== EXERCISE GOAL ==
Look for the word "this" in the entries below, then copy every line that has it.

_ _ _ _ _

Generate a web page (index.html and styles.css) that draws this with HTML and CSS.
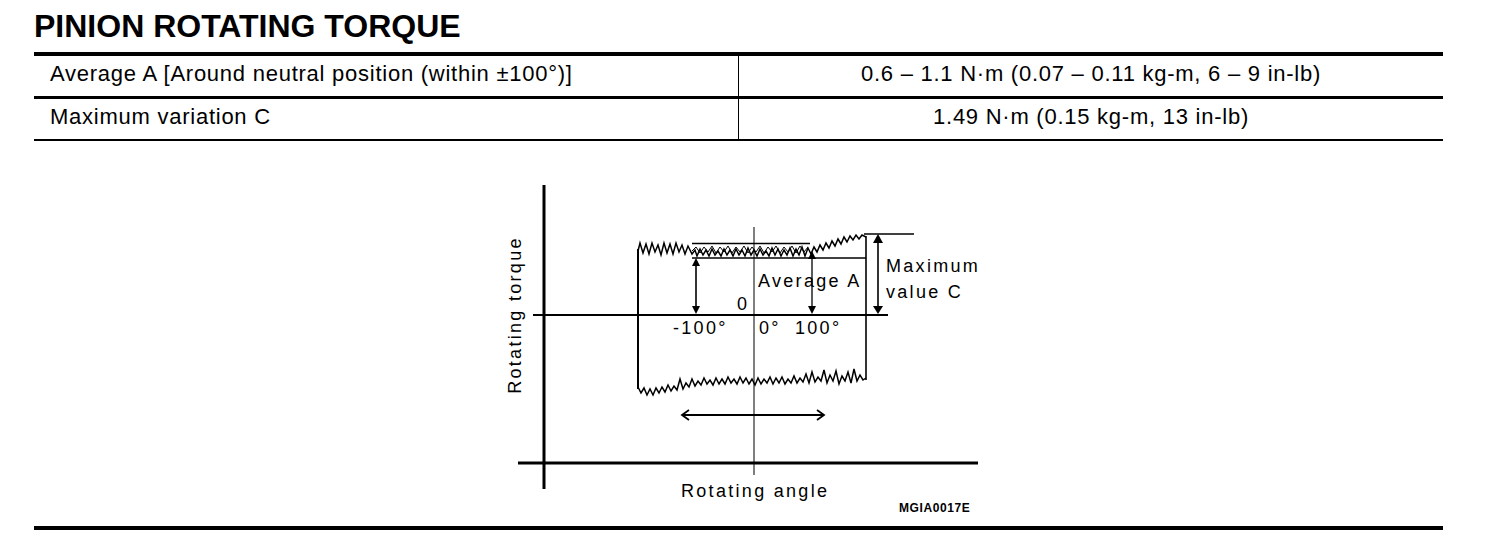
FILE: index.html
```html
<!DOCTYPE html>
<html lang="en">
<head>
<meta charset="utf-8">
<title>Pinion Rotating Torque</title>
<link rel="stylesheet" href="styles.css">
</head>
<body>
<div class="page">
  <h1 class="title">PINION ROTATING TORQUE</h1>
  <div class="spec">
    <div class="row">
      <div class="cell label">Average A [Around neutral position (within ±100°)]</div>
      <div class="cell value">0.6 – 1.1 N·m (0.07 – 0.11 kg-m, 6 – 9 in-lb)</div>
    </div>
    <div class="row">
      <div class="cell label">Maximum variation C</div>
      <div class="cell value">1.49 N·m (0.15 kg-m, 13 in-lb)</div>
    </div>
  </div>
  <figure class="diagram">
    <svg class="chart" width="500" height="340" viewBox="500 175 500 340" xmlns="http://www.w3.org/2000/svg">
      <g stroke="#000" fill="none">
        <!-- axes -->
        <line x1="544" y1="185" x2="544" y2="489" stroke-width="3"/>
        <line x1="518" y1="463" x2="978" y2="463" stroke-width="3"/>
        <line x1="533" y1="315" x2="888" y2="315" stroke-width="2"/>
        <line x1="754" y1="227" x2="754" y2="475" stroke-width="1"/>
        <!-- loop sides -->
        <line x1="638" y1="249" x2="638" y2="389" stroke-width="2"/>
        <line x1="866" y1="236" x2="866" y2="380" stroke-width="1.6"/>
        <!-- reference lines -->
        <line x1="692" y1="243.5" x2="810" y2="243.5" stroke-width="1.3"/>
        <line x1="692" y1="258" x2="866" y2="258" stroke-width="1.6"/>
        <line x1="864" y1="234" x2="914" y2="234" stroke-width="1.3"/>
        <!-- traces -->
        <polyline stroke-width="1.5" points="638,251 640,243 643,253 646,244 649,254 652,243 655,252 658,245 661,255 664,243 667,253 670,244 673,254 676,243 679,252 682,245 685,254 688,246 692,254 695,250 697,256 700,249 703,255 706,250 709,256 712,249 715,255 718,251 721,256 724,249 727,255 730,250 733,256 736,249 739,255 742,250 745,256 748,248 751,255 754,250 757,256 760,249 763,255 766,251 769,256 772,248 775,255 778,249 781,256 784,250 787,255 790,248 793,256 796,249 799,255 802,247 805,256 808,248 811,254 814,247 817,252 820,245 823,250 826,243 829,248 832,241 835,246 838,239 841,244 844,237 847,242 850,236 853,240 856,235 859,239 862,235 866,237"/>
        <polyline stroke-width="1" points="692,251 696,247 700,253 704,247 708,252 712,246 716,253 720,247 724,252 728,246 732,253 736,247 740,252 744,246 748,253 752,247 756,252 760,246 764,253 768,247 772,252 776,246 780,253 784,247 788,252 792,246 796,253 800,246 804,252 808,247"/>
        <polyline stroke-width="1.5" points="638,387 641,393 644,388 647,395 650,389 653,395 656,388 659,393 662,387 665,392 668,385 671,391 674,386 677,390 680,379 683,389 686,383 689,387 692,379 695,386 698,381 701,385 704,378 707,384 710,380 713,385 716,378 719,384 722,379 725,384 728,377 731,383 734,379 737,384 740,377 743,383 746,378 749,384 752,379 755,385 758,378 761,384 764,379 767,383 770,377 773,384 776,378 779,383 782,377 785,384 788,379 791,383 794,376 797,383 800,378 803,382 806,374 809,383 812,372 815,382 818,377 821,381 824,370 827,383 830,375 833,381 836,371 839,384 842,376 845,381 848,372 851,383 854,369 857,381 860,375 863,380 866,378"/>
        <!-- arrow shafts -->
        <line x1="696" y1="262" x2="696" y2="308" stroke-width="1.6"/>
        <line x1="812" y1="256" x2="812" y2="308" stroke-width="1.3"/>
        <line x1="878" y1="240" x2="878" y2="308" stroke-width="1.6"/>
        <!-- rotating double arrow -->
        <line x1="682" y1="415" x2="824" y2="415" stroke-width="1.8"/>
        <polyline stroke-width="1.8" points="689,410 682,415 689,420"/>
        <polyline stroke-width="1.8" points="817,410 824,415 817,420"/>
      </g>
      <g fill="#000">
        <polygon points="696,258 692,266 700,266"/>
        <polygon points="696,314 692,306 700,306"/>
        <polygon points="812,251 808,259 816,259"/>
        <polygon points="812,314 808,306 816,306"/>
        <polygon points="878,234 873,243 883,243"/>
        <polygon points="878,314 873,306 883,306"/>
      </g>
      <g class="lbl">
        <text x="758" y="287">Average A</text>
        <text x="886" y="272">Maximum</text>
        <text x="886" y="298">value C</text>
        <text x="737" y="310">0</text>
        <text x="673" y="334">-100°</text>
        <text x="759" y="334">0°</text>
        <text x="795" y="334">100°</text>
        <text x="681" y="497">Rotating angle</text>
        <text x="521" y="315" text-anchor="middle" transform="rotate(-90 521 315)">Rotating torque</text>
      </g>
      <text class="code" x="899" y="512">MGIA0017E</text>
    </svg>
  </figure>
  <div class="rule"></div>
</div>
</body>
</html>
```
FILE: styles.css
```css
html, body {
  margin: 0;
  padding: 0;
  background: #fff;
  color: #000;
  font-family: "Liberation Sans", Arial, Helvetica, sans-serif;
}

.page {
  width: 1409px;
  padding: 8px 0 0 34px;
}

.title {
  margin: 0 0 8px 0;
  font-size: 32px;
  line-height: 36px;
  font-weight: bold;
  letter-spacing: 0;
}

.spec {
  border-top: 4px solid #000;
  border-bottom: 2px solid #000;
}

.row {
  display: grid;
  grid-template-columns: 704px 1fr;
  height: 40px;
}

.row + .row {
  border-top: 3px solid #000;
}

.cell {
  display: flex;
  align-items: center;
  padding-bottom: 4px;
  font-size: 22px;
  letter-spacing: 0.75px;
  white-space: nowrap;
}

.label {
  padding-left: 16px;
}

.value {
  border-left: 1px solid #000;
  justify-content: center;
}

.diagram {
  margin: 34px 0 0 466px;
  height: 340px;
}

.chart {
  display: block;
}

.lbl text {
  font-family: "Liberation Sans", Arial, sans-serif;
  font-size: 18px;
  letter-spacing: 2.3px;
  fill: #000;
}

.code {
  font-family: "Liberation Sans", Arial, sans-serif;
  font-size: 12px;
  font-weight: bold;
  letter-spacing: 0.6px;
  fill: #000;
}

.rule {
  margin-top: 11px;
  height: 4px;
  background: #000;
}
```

_ _ _ _ _

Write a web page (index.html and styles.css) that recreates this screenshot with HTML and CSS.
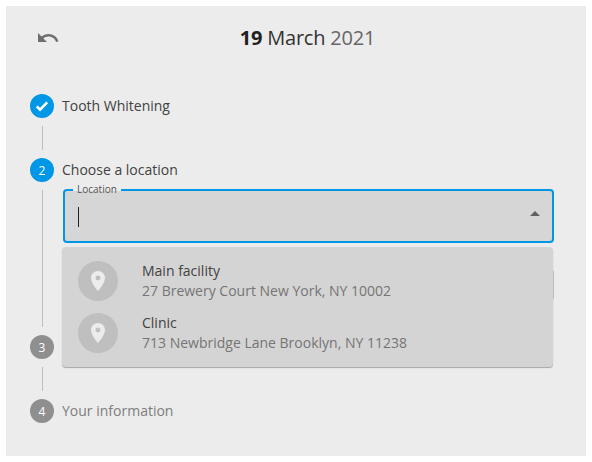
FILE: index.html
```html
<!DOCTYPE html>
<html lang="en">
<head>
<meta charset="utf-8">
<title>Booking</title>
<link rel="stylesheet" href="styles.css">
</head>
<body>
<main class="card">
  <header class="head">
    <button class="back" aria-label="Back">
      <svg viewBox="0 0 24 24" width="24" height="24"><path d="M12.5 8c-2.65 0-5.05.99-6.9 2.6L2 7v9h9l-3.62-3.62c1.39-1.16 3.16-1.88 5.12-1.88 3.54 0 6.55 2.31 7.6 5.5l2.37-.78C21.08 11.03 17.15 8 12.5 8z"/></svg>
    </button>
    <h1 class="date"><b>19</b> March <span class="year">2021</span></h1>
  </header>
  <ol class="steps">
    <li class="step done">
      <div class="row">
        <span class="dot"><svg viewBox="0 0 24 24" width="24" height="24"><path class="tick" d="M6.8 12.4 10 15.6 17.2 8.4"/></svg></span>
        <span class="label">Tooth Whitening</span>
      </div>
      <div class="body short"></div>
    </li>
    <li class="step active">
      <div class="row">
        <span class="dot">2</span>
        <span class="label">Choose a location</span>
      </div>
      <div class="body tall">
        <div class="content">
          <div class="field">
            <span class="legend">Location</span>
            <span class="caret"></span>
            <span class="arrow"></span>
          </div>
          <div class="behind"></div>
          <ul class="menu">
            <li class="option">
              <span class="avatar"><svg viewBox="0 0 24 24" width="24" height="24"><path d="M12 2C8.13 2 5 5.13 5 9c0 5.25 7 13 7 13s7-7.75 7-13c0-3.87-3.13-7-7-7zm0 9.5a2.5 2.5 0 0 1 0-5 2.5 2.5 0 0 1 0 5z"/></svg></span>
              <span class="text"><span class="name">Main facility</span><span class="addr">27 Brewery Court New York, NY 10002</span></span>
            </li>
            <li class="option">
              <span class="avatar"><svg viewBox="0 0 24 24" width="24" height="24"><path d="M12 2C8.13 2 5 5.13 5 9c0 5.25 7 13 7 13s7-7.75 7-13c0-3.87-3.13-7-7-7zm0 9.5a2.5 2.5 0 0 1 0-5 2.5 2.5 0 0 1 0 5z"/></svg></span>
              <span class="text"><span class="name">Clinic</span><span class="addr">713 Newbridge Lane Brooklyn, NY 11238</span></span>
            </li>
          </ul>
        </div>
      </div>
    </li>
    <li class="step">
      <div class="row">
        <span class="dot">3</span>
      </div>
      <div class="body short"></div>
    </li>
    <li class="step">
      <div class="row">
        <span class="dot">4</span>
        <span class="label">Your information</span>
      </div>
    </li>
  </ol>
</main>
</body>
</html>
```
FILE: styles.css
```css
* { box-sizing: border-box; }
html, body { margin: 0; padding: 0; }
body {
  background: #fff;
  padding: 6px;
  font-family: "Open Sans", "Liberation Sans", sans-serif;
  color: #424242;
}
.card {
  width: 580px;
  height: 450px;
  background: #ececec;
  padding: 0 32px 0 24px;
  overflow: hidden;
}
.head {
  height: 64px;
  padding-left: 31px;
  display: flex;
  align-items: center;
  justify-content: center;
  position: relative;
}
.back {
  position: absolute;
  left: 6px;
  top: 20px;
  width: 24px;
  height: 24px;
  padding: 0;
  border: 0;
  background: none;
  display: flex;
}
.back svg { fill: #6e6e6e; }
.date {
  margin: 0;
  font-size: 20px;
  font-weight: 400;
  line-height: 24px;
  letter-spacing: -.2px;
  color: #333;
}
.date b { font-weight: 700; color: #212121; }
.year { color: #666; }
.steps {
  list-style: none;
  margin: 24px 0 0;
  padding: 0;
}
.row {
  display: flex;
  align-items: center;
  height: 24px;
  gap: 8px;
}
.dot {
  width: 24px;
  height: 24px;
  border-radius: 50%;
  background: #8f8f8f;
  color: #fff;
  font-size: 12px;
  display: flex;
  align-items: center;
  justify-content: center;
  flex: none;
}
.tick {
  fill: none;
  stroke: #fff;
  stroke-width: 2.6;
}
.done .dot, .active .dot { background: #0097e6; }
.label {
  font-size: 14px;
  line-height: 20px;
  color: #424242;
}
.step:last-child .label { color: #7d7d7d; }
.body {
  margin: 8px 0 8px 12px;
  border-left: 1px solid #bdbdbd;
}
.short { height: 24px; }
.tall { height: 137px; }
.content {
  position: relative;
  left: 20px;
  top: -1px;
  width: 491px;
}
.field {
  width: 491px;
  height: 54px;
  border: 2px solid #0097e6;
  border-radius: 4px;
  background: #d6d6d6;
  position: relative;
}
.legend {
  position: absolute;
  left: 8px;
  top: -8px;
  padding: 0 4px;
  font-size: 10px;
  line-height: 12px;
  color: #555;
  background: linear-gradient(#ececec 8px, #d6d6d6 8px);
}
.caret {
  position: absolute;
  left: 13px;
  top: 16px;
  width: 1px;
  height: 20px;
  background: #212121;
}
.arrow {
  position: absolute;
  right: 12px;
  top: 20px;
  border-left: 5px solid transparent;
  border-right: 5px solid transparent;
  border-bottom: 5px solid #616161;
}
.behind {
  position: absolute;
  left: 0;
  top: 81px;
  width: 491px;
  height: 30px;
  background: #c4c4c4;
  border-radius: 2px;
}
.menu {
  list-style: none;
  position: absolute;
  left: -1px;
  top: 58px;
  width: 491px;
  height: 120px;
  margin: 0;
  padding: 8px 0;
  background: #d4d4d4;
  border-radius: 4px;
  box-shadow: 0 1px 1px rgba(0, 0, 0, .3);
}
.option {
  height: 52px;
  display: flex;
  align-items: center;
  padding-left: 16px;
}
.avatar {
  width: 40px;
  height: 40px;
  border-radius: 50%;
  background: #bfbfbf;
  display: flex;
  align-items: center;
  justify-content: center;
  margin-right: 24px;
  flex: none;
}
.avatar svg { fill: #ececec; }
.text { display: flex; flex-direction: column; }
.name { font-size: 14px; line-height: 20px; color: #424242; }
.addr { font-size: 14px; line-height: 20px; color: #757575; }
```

_ _ _ _ _

== RESULT BELOW ==
Generate a web page (index.html and styles.css) that draws this with HTML and CSS.
Write a web page (index.html and styles.css) that recreates this screenshot with HTML and CSS.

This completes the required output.